Refusal or Delay by the Council

Regulatory systems are not uniform. Some authorities decline involvement where threshold criteria are not met:
Council refuses to act due to private tenancy

Others may experience prolonged processing times:
Council delays enforcement notice for months

Delay alters leverage. If enforcement action stalls, behavioural pressure and financial risk may continue unchecked. The dispute then requires parallel risk management rather than reliance on regulatory momentum.

Improvement Notices and Compliance Failure

Where statutory hazards are identified, an improvement notice may be served. However, notices sometimes expire without effective compliance:

Failure to comply with a notice increases potential regulatory exposure for the landlord, but it does not automatically produce compensation or repair completion.

Limits of Regulatory Leverage

Council enforcement serves public safety objectives. It is not designed primarily as a compensation mechanism. Where disputes involve financial recovery or specific performance beyond regulatory scope, tribunal or court routes may still be required.

Additionally, enforcement timing may intersect with possession routes. If eviction proceedings begin during regulatory involvement, procedural complexity increases.

When Regulatory Pathways Plateau

Regulatory plateau occurs when:

  • Inspection confirms issues but enforcement is delayed.
  • Notice is served but compliance remains partial.
  • Authority declines escalation beyond advisory stage.

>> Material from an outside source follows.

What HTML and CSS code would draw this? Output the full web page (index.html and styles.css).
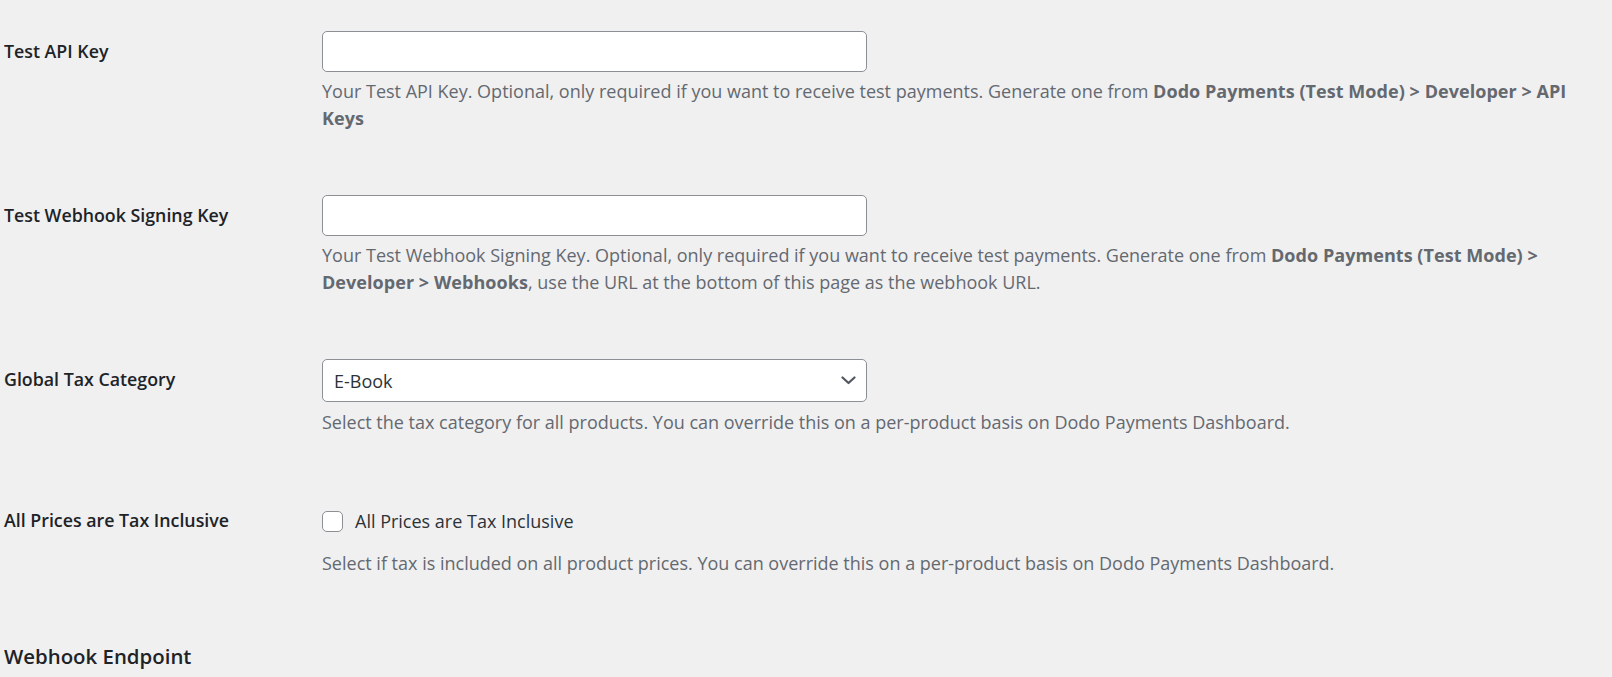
FILE: index.html
```html
<!DOCTYPE html>
<html lang="en">
<head>
<meta charset="utf-8">
<title>Dodo Payments Settings</title>
<link rel="stylesheet" href="styles.css">
</head>
<body>
<div class="page">
  <div class="form-table">
    <div class="row">
      <div class="th"><label class="label" for="test_api_key">Test API Key</label></div>
      <div class="td">
        <input class="text-input" type="text" id="test_api_key">
        <p class="description">Your Test API Key. Optional, only required if you want to receive test payments. Generate one from <b>Dodo Payments (Test Mode) &gt; Developer &gt; API Keys</b></p>
      </div>
    </div>
    <div class="row">
      <div class="th"><label class="label" for="test_webhook_key">Test Webhook Signing Key</label></div>
      <div class="td">
        <input class="text-input" type="text" id="test_webhook_key">
        <p class="description">Your Test Webhook Signing Key. Optional, only required if you want to receive test payments. Generate one from <b>Dodo Payments (Test Mode) &gt; Developer &gt; Webhooks</b>, use the URL at the bottom of this page as the webhook URL.</p>
      </div>
    </div>
    <div class="row">
      <div class="th"><label class="label" for="tax_category">Global Tax Category</label></div>
      <div class="td">
        <div class="select-wrap">
          <select class="select" id="tax_category">
            <option>E-Book</option>
          </select>
          <svg class="chevron" width="15" height="9" viewBox="0 0 15 9"><path d="M1.5 1.5 L7.5 7 L13.5 1.5" fill="none" stroke="#50575e" stroke-width="2.2" stroke-linecap="round" stroke-linejoin="round"/></svg>
        </div>
        <p class="description desc-select">Select the tax category for all products. You can override this on a per-product basis on Dodo Payments Dashboard.</p>
      </div>
    </div>
    <div class="row">
      <div class="th"><label class="label" for="tax_inclusive">All Prices are Tax Inclusive</label></div>
      <div class="td">
        <label class="check-label"><input class="checkbox" type="checkbox" id="tax_inclusive"> All Prices are Tax Inclusive</label>
        <p class="description desc-check">Select if tax is included on all product prices. You can override this on a per-product basis on Dodo Payments Dashboard.</p>
      </div>
    </div>
  </div>
  <h2 class="section-title">Webhook Endpoint</h2>
</div>
</body>
</html>
```
FILE: styles.css
```css
html, body {
  margin: 0;
  padding: 0;
  background: #f0f0f1;
}
body {
  font-family: "Segoe UI", "Open Sans", "Noto Sans", sans-serif;
  color: #1d2327;
  font-size: 18px;
}
.page {
  padding-left: 4px;
}
.form-table {
  display: flex;
  flex-direction: column;
}
.row {
  display: flex;
  padding: 31px 0 32.7px;
}
.th {
  width: 318px;
  flex: none;
  padding-top: 8px;
}
.label {
  font-weight: 600;
  line-height: 23px;
  font-size: 17.8px;
}
.td {
  width: 1255px;
}
.text-input {
  display: block;
  box-sizing: border-box;
  width: 545px;
  height: 41px;
  margin: 0;
  padding: 0 10px;
  border: 1px solid #8c8f94;
  border-radius: 5px;
  background: #fff;
  font: inherit;
  color: #2c3338;
}
.description {
  margin: 6px 0 0;
  color: #646970;
  line-height: 26.7px;
}
.description b {
  font-weight: 700;
  letter-spacing: 0.05px;
}
.select-wrap {
  position: relative;
  width: 545px;
}
.select {
  display: block;
  box-sizing: border-box;
  width: 545px;
  height: 43px;
  margin: 0;
  padding: 0 40px 0 11px;
  border: 1px solid #8c8f94;
  border-radius: 5px;
  background: #fff;
  font: inherit;
  color: #2c3338;
  appearance: none;
  -webkit-appearance: none;
}
.chevron {
  position: absolute;
  right: 11px;
  top: 17px;
  pointer-events: none;
}
.desc-select {
  margin-top: 7px;
}
.check-label {
  display: flex;
  align-items: center;
  gap: 12px;
  margin-top: 8px;
  line-height: 27px;
  color: #2c3338;
}
.checkbox {
  appearance: none;
  -webkit-appearance: none;
  box-sizing: border-box;
  width: 21px;
  height: 21px;
  margin: 0;
  border: 1px solid #8c8f94;
  border-radius: 5px;
  background: #fff;
}
.desc-check {
  margin-top: 15px;
}
.section-title {
  margin: 0;
  padding-top: 33px;
  font-size: 20.4px;
  font-weight: 600;
  line-height: 28px;
  color: #1d2327;
}
```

At plateau, the dispute transitions from regulatory reliance to strategic decision-making. Financial exposure, arrears risk and tribunal options become central.

The next stage examines how financial decisions during escalation can either preserve or destroy an otherwise strong procedural position.

Stage 5 – Financial Defence and Risk Management

Financial exposure is the most common turning point in an escalating housing dispute. Once arrears appear or rent strategy changes, the dispute stops being purely about repair or compliance. It becomes a possession-risk assessment.

Many otherwise strong disrepair cases collapse at this stage because financial decisions are taken reactively rather than structurally. The introduction of arrears, even where linked to unresolved defects, can shift the legal centre of gravity.

Withholding Rent – Structural Risk

The question of withholding rent is frequently raised in ongoing disputes:
Withholding rent – when it’s allowed.

Withholding without strict procedural alignment can activate possession routes. Even where disrepair exists, rent arrears introduce mandatory grounds risk under certain thresholds.

The structural problem is sequencing:

  • If arrears arise before documented formal complaint, the dispute is framed as non-payment.
  • If arrears exceed statutory thresholds, discretionary arguments weaken.
  • If arrears accumulate during regulatory delay, leverage shifts toward possession.

Section 8 Exposure

Where arrears develop, landlords may initiate possession proceedings:
Section 8 citing rent arrears caused by disrepair.

Even if arrears are factually linked to unresolved defects,the presence of a notice changes the procedural environment.
The dispute becomes dual-track: disrepair and possession defence.

Financial Scenario Immediate Effect Long-Term Risk
Short-term arrears below threshold Negotiation pressure Escalation if unresolved
Arrears above mandatory ground threshold Possession risk Reduced discretionary protection
Partial payment pattern Ambiguous compliance Credibility dispute in court

Rent Increase During Escalation

Financial pressure may also appear in the form of proposed rent increases:
Rent increase proposed after reporting problems.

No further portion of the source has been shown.